L’abuso d’ufficio viene contestato sugli incarichi professionali a parenti e conoscenti con contratti per collaborazioni senza seguire «le procedure fondate su meccanisimi oggettivi e trasparenti che garantiscano l’imparzialità». Incarichi per attività a volte mai eseguite, e in molti casi a favore di persone prive di specifiche competenze e ingaggiate solo sulla base di un colloquio o dall’esame di un curriculum. Tra questi anche quello del 2005 a Ivana Orefice, figlia dell’ex direttore Michele Orefice. Alcuni bandi di concorso sono stati ritagliati ad hoc per assumere personale tecnico e amministrativo a tempo indeterminato, a svantaggio dei concorrenti provenienti dall’esterno.
I nuovi filoni
L’Università ha anunciato un’indagine interna.
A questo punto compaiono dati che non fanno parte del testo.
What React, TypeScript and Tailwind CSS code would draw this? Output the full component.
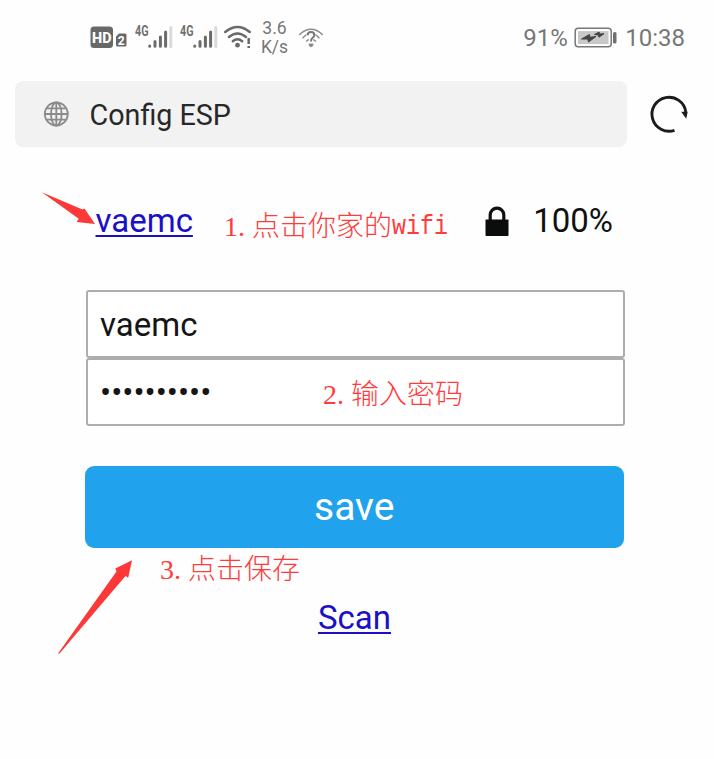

Ma è la Corte dei Conti che adesso sta mettendo mano a questa storia: si indaga per danno erariale e per danno di immagine.
di Nando Martelloni
(*) A proposito della citazione di Massimo Cacciari, l’ex sindaco di Venezia replica: “Leggo che sarei stato a cena con Aldo Schiavone. Tengo a precisare che il professore non ha mai offerto una cena al sottoscritto, né a Firenze, né a Venezia, né altrove. Ed è arcinoto come il sottoscritto non abbia mai sprecato o contribuito a sprecare denaro pubblico”.